::: Recorded information
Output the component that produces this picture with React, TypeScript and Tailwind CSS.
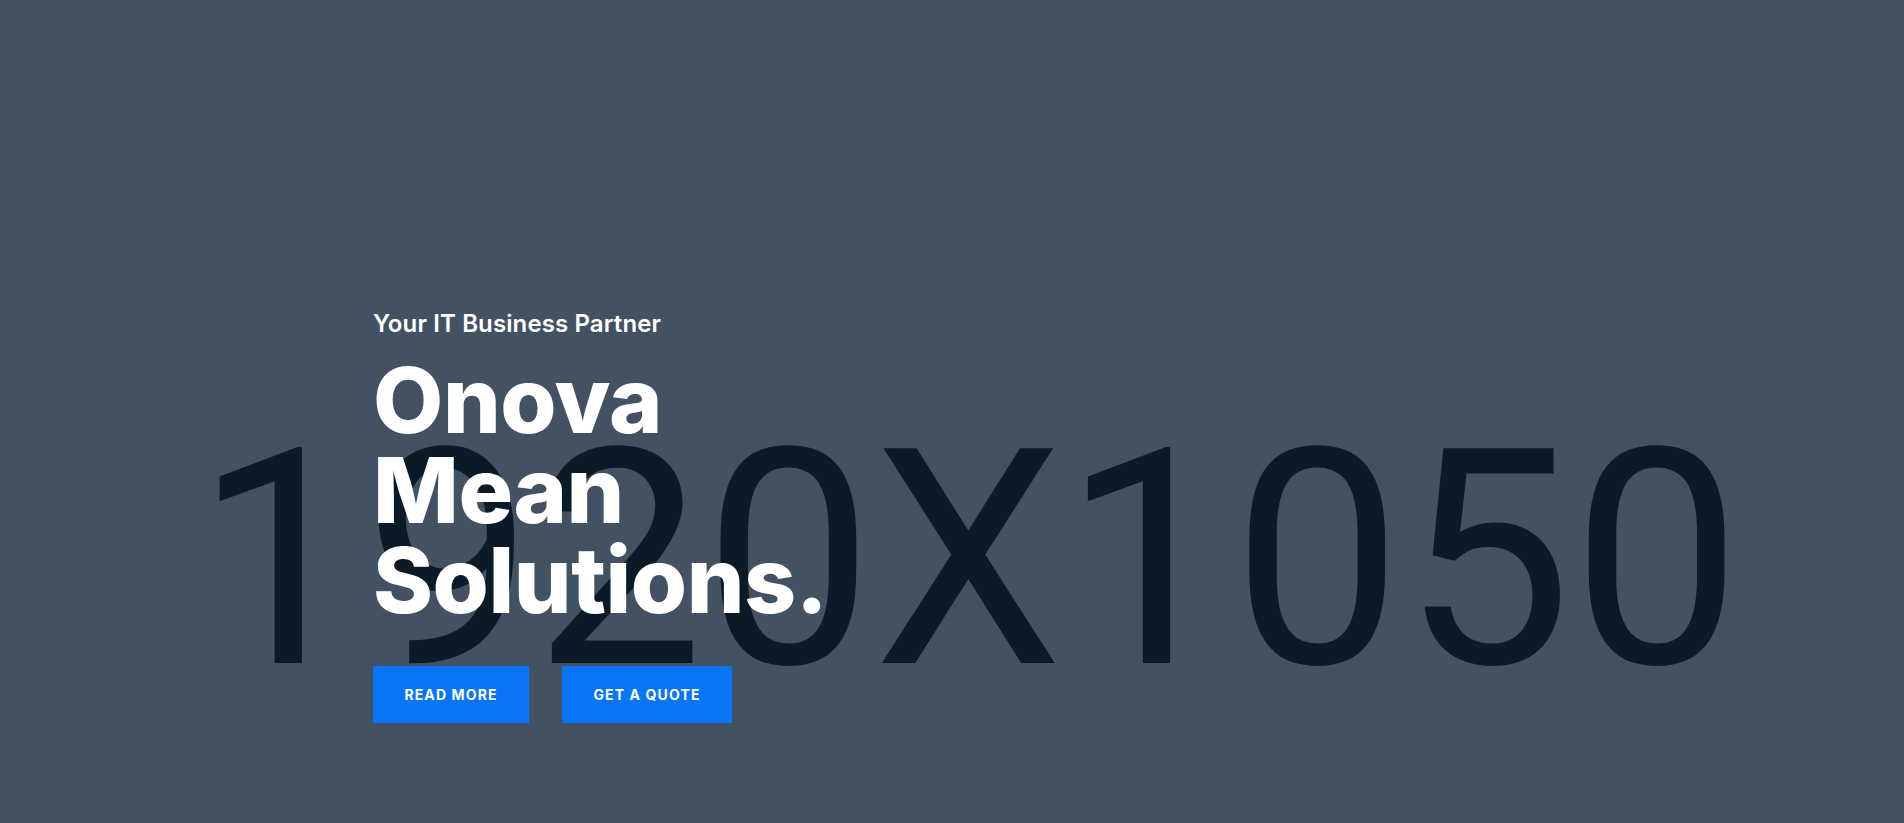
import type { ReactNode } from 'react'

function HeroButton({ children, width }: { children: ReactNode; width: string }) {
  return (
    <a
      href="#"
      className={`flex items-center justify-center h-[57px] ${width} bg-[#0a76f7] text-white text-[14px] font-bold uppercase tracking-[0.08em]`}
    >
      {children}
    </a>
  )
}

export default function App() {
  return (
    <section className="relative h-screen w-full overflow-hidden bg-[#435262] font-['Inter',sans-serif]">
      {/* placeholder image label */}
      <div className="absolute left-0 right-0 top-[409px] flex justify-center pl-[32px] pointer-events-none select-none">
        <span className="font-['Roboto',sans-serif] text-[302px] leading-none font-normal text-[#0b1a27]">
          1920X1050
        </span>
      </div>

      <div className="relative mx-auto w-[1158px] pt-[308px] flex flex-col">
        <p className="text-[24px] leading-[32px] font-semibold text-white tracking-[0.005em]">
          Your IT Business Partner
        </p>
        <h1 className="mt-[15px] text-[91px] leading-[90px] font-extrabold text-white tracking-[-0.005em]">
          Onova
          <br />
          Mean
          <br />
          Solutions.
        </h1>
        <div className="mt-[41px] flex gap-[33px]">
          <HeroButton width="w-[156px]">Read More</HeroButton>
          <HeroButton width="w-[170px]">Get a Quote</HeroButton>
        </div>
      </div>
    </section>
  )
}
::::::
◆ **Stated task**: Copy the material exactly. Do not include the pictures.

◆ **Answer below**:
Output the component that produces this picture with React, TypeScript and Tailwind CSS.
import type { ReactNode } from 'react'

function HeroButton({ children, width }: { children: ReactNode; width: string }) {
  return (
    <a
      href="#"
      className={`flex items-center justify-center h-[57px] ${width} bg-[#0a76f7] text-white text-[14px] font-bold uppercase tracking-[0.08em]`}
    >
      {children}
    </a>
  )
}

export default function App() {
  return (
    <section className="relative h-screen w-full overflow-hidden bg-[#435262] font-['Inter',sans-serif]">
      {/* placeholder image label */}
      <div className="absolute left-0 right-0 top-[409px] flex justify-center pl-[32px] pointer-events-none select-none">
        <span className="font-['Roboto',sans-serif] text-[302px] leading-none font-normal text-[#0b1a27]">
          1920X1050
        </span>
      </div>

      <div className="relative mx-auto w-[1158px] pt-[308px] flex flex-col">
        <p className="text-[24px] leading-[32px] font-semibold text-white tracking-[0.005em]">
          Your IT Business Partner
        </p>
        <h1 className="mt-[15px] text-[91px] leading-[90px] font-extrabold text-white tracking-[-0.005em]">
          Onova
          <br />
          Mean
          <br />
          Solutions.
        </h1>
        <div className="mt-[41px] flex gap-[33px]">
          <HeroButton width="w-[156px]">Read More</HeroButton>
          <HeroButton width="w-[170px]">Get a Quote</HeroButton>
        </div>
      </div>
    </section>
  )
}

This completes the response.